Yes — standardised gold (same purity, same weight) is fungible for trading and settlement purposes. A 400 troy ounce London Good Delivery gold bar meeting LBMA specifications is interchangeable with any other meeting the same specification. Collectible or numismatic gold coins are not fungible — their value depends on individual characteristics beyond metal content.

Are all cryptocurrencies fungible?

ERC-20 tokens and most major cryptocurrencies are designed to be fungible — every unit of the same token is protocol-identical. But practical fungibility depends on whether transaction history affects market acceptance. Bitcoin has partial fungibility impairment from traceability; Monero has near-complete fungibility; stablecoins with blacklisting mechanisms have explicit fungibility limitations.

Why do NFTs have value if they're non-fungible?

Non-fungibility doesn't reduce value — it shifts where value comes from. Art is non-fungible and can be extremely valuable precisely because of its uniqueness. NFTs derive value from scarcity (limited collection size), community membership, creator reputation, and speculative demand. The non-fungibility is the feature that makes ownership verifiable and exclusive.

Does fungibility matter for tax purposes?
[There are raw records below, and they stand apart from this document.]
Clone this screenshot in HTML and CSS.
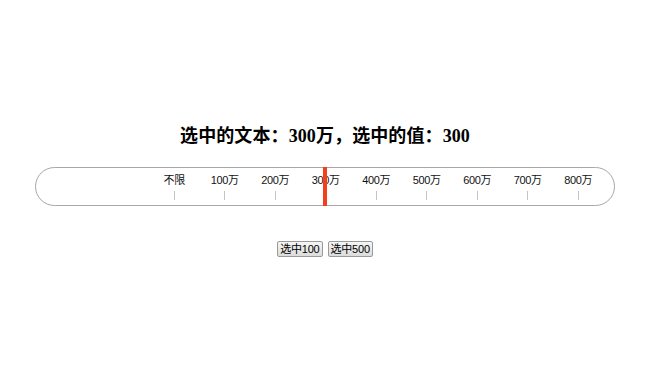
FILE: index.html
```html
<!DOCTYPE html>
<html>
<head>
<meta charset="utf-8">
<link rel="stylesheet" href="styles.css">
</head>
<body>
<div class="page">
  <h3 class="title">选中的文本：300万，选中的值：300</h3>
  <div class="track">
    <div class="scale">
      <div class="mark"><span class="label">不限</span><span class="tick"></span></div>
      <div class="mark"><span class="label">100万</span><span class="tick"></span></div>
      <div class="mark"><span class="label">200万</span><span class="tick"></span></div>
      <div class="mark"><span class="label">300万</span><span class="tick"></span></div>
      <div class="mark"><span class="label">400万</span><span class="tick"></span></div>
      <div class="mark"><span class="label">500万</span><span class="tick"></span></div>
      <div class="mark"><span class="label">600万</span><span class="tick"></span></div>
      <div class="mark"><span class="label">700万</span><span class="tick"></span></div>
      <div class="mark"><span class="label">800万</span><span class="tick"></span></div>
    </div>
    <div class="handle"></div>
  </div>
  <div class="actions">
    <button class="btn">选中100</button>
    <button class="btn">选中500</button>
  </div>
</div>
</body>
</html>
```
FILE: styles.css
```css
html, body {
  margin: 0;
  padding: 0;
  background: #fff;
}
.page {
  width: 650px;
  height: 384px;
  display: flex;
  flex-direction: column;
  align-items: center;
  font-family: "Liberation Sans", "Noto Sans CJK SC", sans-serif;
  color: #000;
}
.title {
  margin: 126px 0 0;
  font-family: "Liberation Serif", "Noto Sans CJK SC", serif;
  font-size: 18px;
  line-height: 20px;
  font-weight: bold;
  letter-spacing: 0.1px;
}
.track {
  position: relative;
  box-sizing: border-box;
  width: 580px;
  height: 39px;
  margin-top: 21px;
  border: 1px solid #a8a8a8;
  border-radius: 20px;
  padding-left: 113px;
}
.scale {
  display: flex;
}
.mark {
  width: 50.5px;
  display: flex;
  flex-direction: column;
  align-items: center;
}
.label {
  margin-top: 5px;
  font-size: 11px;
  line-height: 14px;
  white-space: nowrap;
  color: #111;
  letter-spacing: -0.3px;
}
.tick {
  width: 1px;
  height: 9px;
  margin-top: 4px;
  background: #c4c4c4;
}
.handle {
  position: absolute;
  left: 287px;
  top: -1px;
  width: 4px;
  height: 39px;
  background: #f4401a;
}
.actions {
  display: flex;
  gap: 5px;
  margin-top: 35px;
}
.btn {
  height: 16px;
  padding: 0 2px;
  font-family: "Liberation Sans", "Noto Sans CJK SC", sans-serif;
  font-size: 11px;
  line-height: 14px;
  letter-spacing: -0.2px;
  color: #000;
  border: 1px solid #9a9a9a;
  border-radius: 2px;
  background: linear-gradient(#f6f6f6, #dcdcdc);
}
```
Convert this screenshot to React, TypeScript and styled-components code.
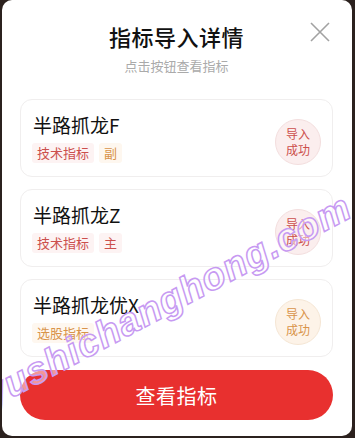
import React from 'react';
import styled, { createGlobalStyle } from 'styled-components';

type Tone = 'red' | 'orange';

const GlobalStyle = createGlobalStyle`
  html, body {
    margin: 0;
    padding: 0;
    background: #2b211e;
  }
  body {
    font-family: "Noto Sans CJK SC", "Noto Sans", sans-serif;
  }
`;

const tones = {
  red: { text: '#cc4f4c', bg: '#fdf3f3', badge: '#fbeeee', ring: '#f3dede' },
  orange: { text: '#d9944a', bg: '#fef7ef', badge: '#fdf3e8', ring: '#f5e6d4' },
};

const items: { name: string; tags: { label: string; tone: Tone }[]; tone: Tone }[] = [
  { name: '半路抓龙F', tags: [{ label: '技术指标', tone: 'red' }, { label: '副', tone: 'orange' }], tone: 'red' },
  { name: '半路抓龙Z', tags: [{ label: '技术指标', tone: 'red' }, { label: '主', tone: 'red' }], tone: 'red' },
  { name: '半路抓龙优X', tags: [{ label: '选股指标', tone: 'orange' }], tone: 'orange' },
];

const App: React.FC = () => {
  return (
    <>
      <GlobalStyle />
      <Screen>
        <Panel>
          <CloseButton aria-label="close">
            <svg width="20" height="20" viewBox="0 0 20 20">
              <path d="M1 1 L19 19 M19 1 L1 19" stroke="#a2a2a2" strokeWidth="1.6" fill="none" />
            </svg>
          </CloseButton>
          <Header>
            <Title>指标导入详情</Title>
            <Subtitle>点击按钮查看指标</Subtitle>
          </Header>
          <List>
            {items.map((item) => (
              <Card key={item.name}>
                <Info>
                  <Name>{item.name}</Name>
                  <Tags>
                    {item.tags.map((tag) => (
                      <Tag key={tag.label} tone={tag.tone}>
                        {tag.label}
                      </Tag>
                    ))}
                  </Tags>
                </Info>
                <Badge tone={item.tone}>
                  导入
                  <br />
                  成功
                </Badge>
              </Card>
            ))}
          </List>
          <ViewButton>查看指标</ViewButton>
          <Watermark>yushichanghong.com</Watermark>
        </Panel>
      </Screen>
    </>
  );
};

const Screen = styled.div`
  width: 355px;
  height: 438px;
  overflow: hidden;
  padding-left: 2px;
  box-sizing: border-box;
`;

const Panel = styled.div`
  position: relative;
  width: 350px;
  height: 436px;
  box-sizing: border-box;
  padding: 0 19px 0 18px;
  background: #fff;
  border-radius: 10px;
  overflow: hidden;
  display: flex;
  flex-direction: column;
`;

const CloseButton = styled.div`
  position: absolute;
  top: 22px;
  right: 22px;
  width: 20px;
  height: 20px;
  line-height: 0;
`;

const Header = styled.div`
  height: 99px;
  display: flex;
  flex-direction: column;
  align-items: center;
  padding-top: 21px;
  box-sizing: border-box;
`;

const Title = styled.div`
  font-size: 22px;
  line-height: 30px;
  font-weight: 500;
  color: #111;
  letter-spacing: 0.5px;
`;

const Subtitle = styled.div`
  margin-top: 6px;
  font-size: 13px;
  line-height: 18px;
  color: #aaa;
`;

const List = styled.div`
  display: flex;
  flex-direction: column;
  gap: 12px;
`;

const Card = styled.div`
  height: 78px;
  box-sizing: border-box;
  border: 1px solid #f0eeee;
  border-radius: 12px;
  padding: 12px 11px 0 12px;
  display: flex;
  align-items: center;
  justify-content: space-between;
`;

const Info = styled.div`
  align-self: flex-start;
  display: flex;
  flex-direction: column;
`;

const Name = styled.div`
  font-size: 19px;
  line-height: 26px;
  color: #111;
`;

const Tags = styled.div`
  margin-top: 5px;
  display: flex;
  gap: 6px;
`;

const Tag = styled.span<{ tone: Tone }>`
  height: 20px;
  line-height: 20px;
  padding: 0 5px;
  margin-left: -1px;
  border-radius: 3px;
  font-size: 13px;
  color: ${({ tone }) => tones[tone].text};
  background: ${({ tone }) => tones[tone].bg};
`;

const Badge = styled.div<{ tone: Tone }>`
  width: 46px;
  height: 46px;
  margin-top: -4px;
  box-sizing: border-box;
  border-radius: 50%;
  border: 1px solid ${({ tone }) => tones[tone].ring};
  background: ${({ tone }) => tones[tone].badge};
  color: ${({ tone }) => tones[tone].text};
  font-size: 12px;
  line-height: 16px;
  display: flex;
  align-items: center;
  justify-content: center;
  text-align: center;
`;

const ViewButton = styled.div`
  margin-top: 13px;
  height: 50px;
  border-radius: 25px;
  background: #e8302f;
  color: #fff;
  font-size: 20px;
  display: flex;
  align-items: center;
  justify-content: center;
  letter-spacing: 0.5px;
`;

const Watermark = styled.div`
  position: absolute;
  left: -16px;
  top: 376px;
  transform: rotate(-28deg);
  transform-origin: left center;
  font-family: "Liberation Sans", Arial, sans-serif;
  font-size: 38px;
  font-weight: 700;
  font-style: italic;
  letter-spacing: 1px;
  color: rgba(255, 255, 255, 0.5);
  -webkit-text-stroke: 1.5px #c79af2;
  white-space: nowrap;
  pointer-events: none;
`;

export default App;
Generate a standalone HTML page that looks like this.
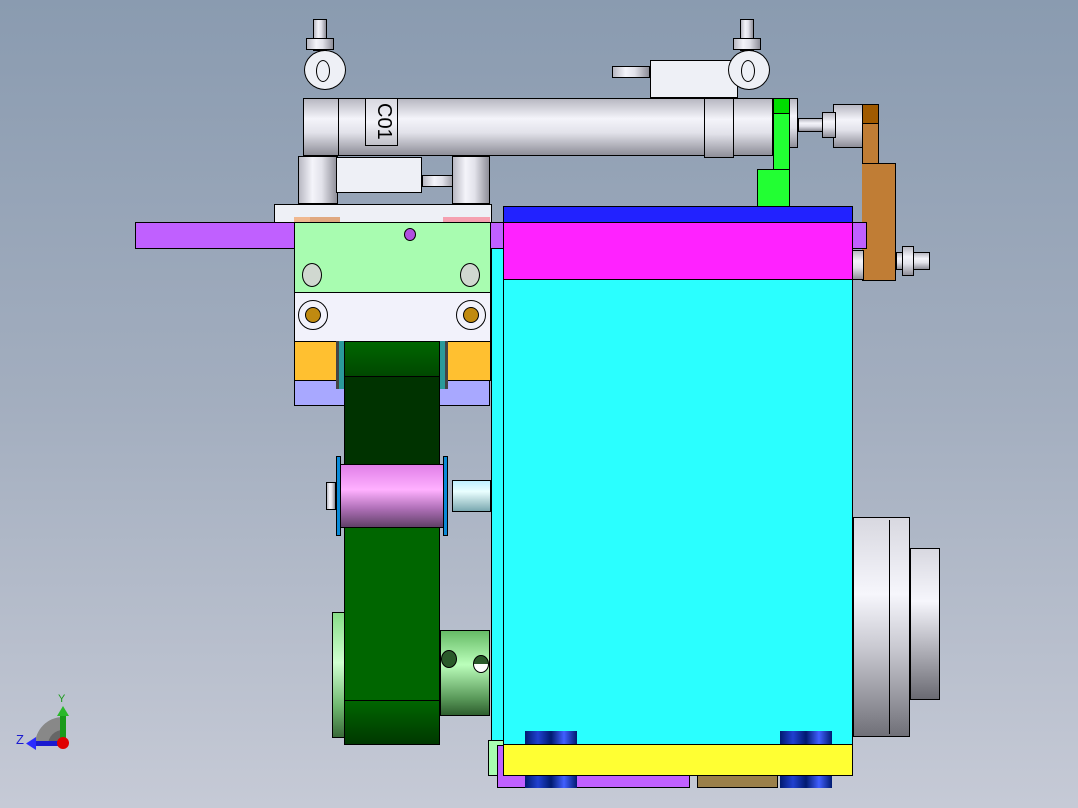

Yes — in many jurisdictions, fungible assets (shares of the same stock, units of the same fund) can use cost accounting methods like FIFO (first in, first out) or specific identification. Non-fungible assets (property, NFTs) require individual cost basis tracking. Bitcoin's practical fungibility impairment means tax authorities in some jurisdictions may require tracking specific coins, increasing accounting complexity for high-volume traders.